Exercise description: Begin with the first line below and retype each line exactly through the line containing "w-full h-full rounded-l-[14px]". Any pictures are to be left out.

Information shown:
'''

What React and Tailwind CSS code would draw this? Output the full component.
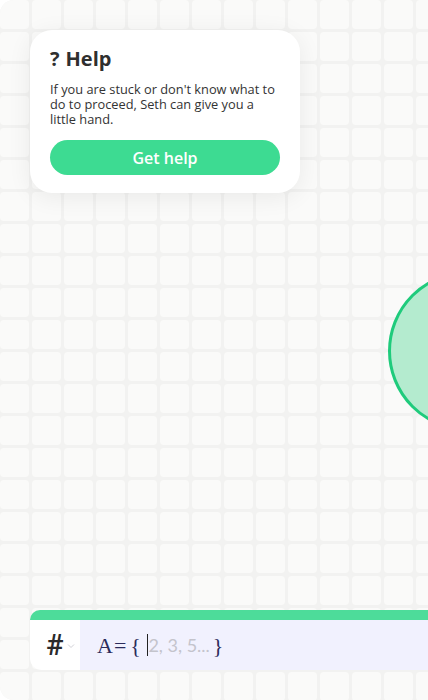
import React from "react";

const cells = Array.from({ length: 14 * 22 });

export default function App() {
    return (
        <div className="w-[428px] h-[700px] bg-white overflow-hidden">
            <div className="relative w-full h-full rounded-l-[14px] overflow-hidden bg-[#f2f2f1] flex flex-col" style={{ fontFamily: "'Open Sans', Lato, sans-serif" }}>

                {/* grid paper background */}
                <div className="absolute top-0 left-0 grid grid-cols-[repeat(14,29px)] auto-rows-[29px] gap-[3px]">
                    {cells.map((_, i) => (
                        <div key={i} className="rounded-[4px] bg-[#fafaf9]"></div>
                    ))}
                </div>

                {/* circle on the canvas */}
                <div className="absolute left-[388px] top-[271px] w-[160px] h-[160px] rounded-full border-[3px] border-[#1fcb7c] bg-[#b4ebcf]"></div>

                {/* Help card */}
                <div className="relative z-10 mt-[30px] ml-[30px] w-[270px] bg-white rounded-[22px] shadow-[0_4px_24px_rgba(0,0,0,0.07)] px-5 pt-[17px] pb-[18px]">
                    <h2 className="text-[20px] font-bold text-[#2f2f2f] leading-6 flex items-center gap-[6px]">
                        <span>?</span>
                        <span>Help</span>
                    </h2>
                    <p className="mt-[11px] text-[12.8px] leading-[15px] text-[#333]">
                        If you are stuck or don't know what to do to proceed, Seth can give you a little hand.
                    </p>
                    <button className="mt-[13px] w-full h-[35px] rounded-full bg-[#3ddb92] text-white text-[16px] font-semibold">
                        Get help
                    </button>
                </div>

                {/* Input bar */}
                <div className="relative z-10 mt-auto mb-[30px] ml-[30px] flex flex-col">
                    <div className="h-[10px] bg-[#4ddc9a] rounded-tl-[12px]"></div>
                    <div className="flex h-[50px]">
                        <div className="w-[50px] bg-white rounded-bl-[12px] flex items-center pl-[16px] gap-[3px]">
                            <span className="text-[29px] leading-none text-[#2a2a2a] font-medium" style={{ fontFamily: "Roboto, sans-serif" }}>#</span>
                            <svg width="8" height="6" viewBox="0 0 8 6" className="mt-[2px]">
                                <path d="M1 1.5l3 3 3-3" fill="none" stroke="#d0d0d6" strokeWidth="1" />
                            </svg>
                        </div>
                        <div className="flex-1 bg-[#f1f1fe] flex items-center pl-[17px] text-[22px]" style={{ fontFamily: "'Liberation Serif', serif" }}>
                            <span className="text-[#2b2b5c]">A</span>
                            <span className="text-[#2b2b5c] ml-[1px]">=</span>
                            <span className="text-[#2b2b5c] ml-[4px]">{"{"}</span>
                            <span className="ml-[6px] w-[1.5px] h-[22px] bg-[#222]"></span>
                            <span className="text-[#c4c4cc] text-[18px]" style={{ fontFamily: "Lato, sans-serif" }}>2, 3, 5...</span>
                            <span className="ml-[3px] text-[#2b2b5c]">{"}"}</span>
                        </div>
                    </div>
                </div>
            </div>
        </div>
    );
}
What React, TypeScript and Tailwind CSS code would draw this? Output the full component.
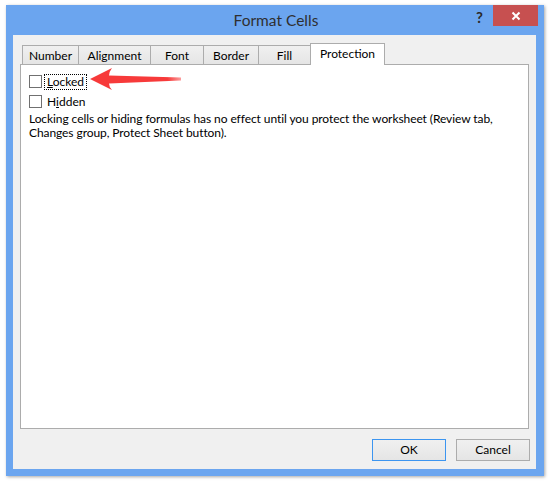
import React from "react";

const font = { fontFamily: 'Lato, "Open Sans", "Liberation Sans", sans-serif' };

function Tab({ label, w, selected }: { label: string; w: string; selected?: boolean }) {
  if (selected) {
    return (
      <div
        className={`relative z-10 -ml-px -mb-px flex h-[22px] ${w} items-start justify-center border border-b-0 border-[#acacac] bg-white pt-[2px] text-[12px] leading-[16px] text-black`}
      >
        {label}
      </div>
    );
  }
  return (
    <div
      className={`-ml-px flex h-[19px] ${w} items-start justify-center border border-b-0 border-[#acacac] bg-gradient-to-b from-[#f0f0f0] to-[#e5e5e5] pt-[2px] text-[12px] leading-[16px] text-black first:ml-0`}
    >
      {label}
    </div>
  );
}

function Checkbox() {
  return <div className="h-[13px] w-[13px] shrink-0 border border-[#707070] bg-white" />;
}

export default function App() {
  return (
    <div className="relative h-[483px] w-[549px] overflow-hidden bg-white pl-[6px] pt-[5px]" style={font}>
      <div className="flex h-[471px] w-[538px] flex-col bg-[#6ba5ef] shadow-[1px_1px_3px_rgba(0,0,0,0.35)]">
        {/* Title bar */}
        <div className="grid h-[30px] grid-cols-[1fr_auto_1fr]">
          <div />
          <div className="flex items-center pl-[2px] pt-[1px] text-[15.5px] text-[#2f2f2f]">Format Cells</div>
          <div className="flex items-start justify-end">
            <div className="mr-[10px] mt-[2px] text-[15px] font-bold leading-[20px] text-[#2a2a2a]">?</div>
            <div className="mr-[6px] flex h-[21px] w-[45px] items-center justify-center bg-[#c75050]">
              <svg width="10" height="10" viewBox="0 0 10 10">
                <path d="M1.5 1.5 L8.5 8.5 M8.5 1.5 L1.5 8.5" stroke="white" strokeWidth="2" />
              </svg>
            </div>
          </div>
        </div>

        {/* Client area */}
        <div className="ml-[7px] mr-[8px] mb-[7px] flex flex-1 flex-col bg-[#f0f0f0] px-[7px] pt-[8px]">
          <div className="flex items-end pl-[2px]">
            <Tab label="Number" w="w-[57px]" />
            <Tab label="Alignment" w="w-[73px]" />
            <Tab label="Font" w="w-[54px]" />
            <Tab label="Border" w="w-[56px]" />
            <Tab label="Fill" w="w-[53px]" />
            <Tab label="Protection" w="w-[75px]" selected />
          </div>
          <div className="h-[365px] border border-[#acacac] bg-white pl-[8px] pt-[6px] text-[12px] text-black">
            <div className="flex h-[20px] items-center pt-[1px]">
              <Checkbox />
              <span className="ml-[2px] border border-dotted border-black px-[2px] leading-[14px]">
                <span className="underline">L</span>ocked
              </span>
            </div>
            <div className="flex h-[20px] items-center pt-[1px]">
              <Checkbox />
              <span className="ml-[2px] border border-transparent px-[2px] leading-[14px]">
                H<span className="underline">i</span>dden
              </span>
            </div>
            <p className="mt-[1px] whitespace-nowrap leading-[14px] tracking-[-0.08px]">
              Locking cells or hiding formulas has no effect until you protect the worksheet (Review tab,
              <br />
              Changes group, Protect Sheet button).
            </p>
          </div>
          <div className="mr-[-1px] mt-[10px] flex justify-end gap-[10px]">
            <button className="h-[22px] w-[74px] border border-[#3c95f0] bg-gradient-to-b from-[#f0f0f0] to-[#e5e5e5] text-[12px] text-black">
              OK
            </button>
            <button className="h-[22px] w-[74px] border border-[#acacac] bg-gradient-to-b from-[#f0f0f0] to-[#e5e5e5] text-[12px] text-black">
              Cancel
            </button>
          </div>
        </div>
      </div>

      {/* Red annotation arrow */}
      <svg className="pointer-events-none absolute left-0 top-0" width="549" height="483" viewBox="0 0 549 483">
        <defs>
          <linearGradient id="tail" x1="0" x2="1" y1="0" y2="0">
            <stop offset="0" stopColor="#f73a3a" />
            <stop offset="0.85" stopColor="#f73a3a" />
            <stop offset="1" stopColor="#f73a3a" stopOpacity="0.5" />
          </linearGradient>
        </defs>
        <path
          d="M90 79 L112 68 Q109 72 109 75.5 L181 77.5 L181 80.5 L109 83.5 Q109 87 112 90 Z"
          fill="url(#tail)"
        />
      </svg>
    </div>
  );
}
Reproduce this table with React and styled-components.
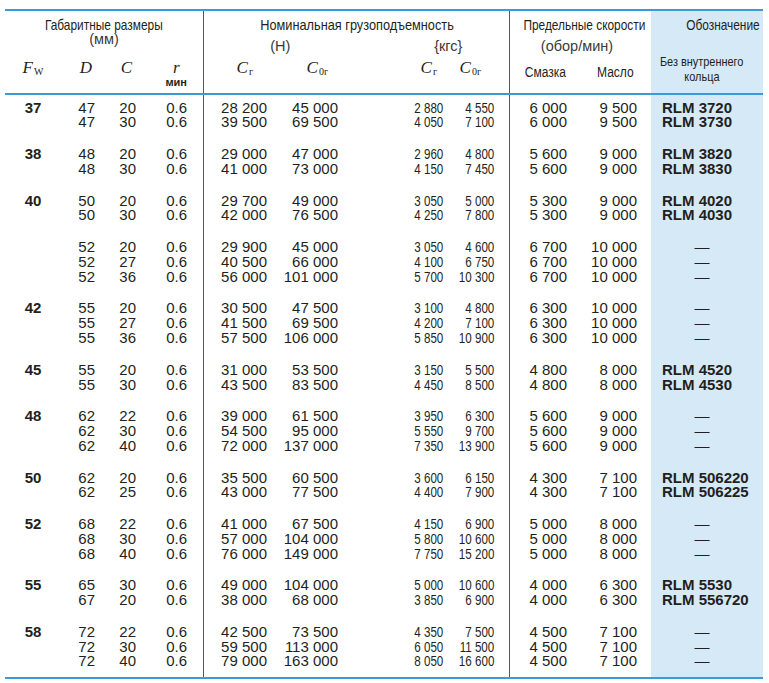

'''

Answer below:
What React and Tailwind CSS code would draw this? Output the full component.
import React from "react";

const cells = Array.from({ length: 14 * 22 });

export default function App() {
    return (
        <div className="w-[428px] h-[700px] bg-white overflow-hidden">
            <div className="relative w-full h-full rounded-l-[14px] overflow-hidden bg-[#f2f2f1] flex flex-col" style={{ fontFamily: "'Open Sans', Lato, sans-serif" }}>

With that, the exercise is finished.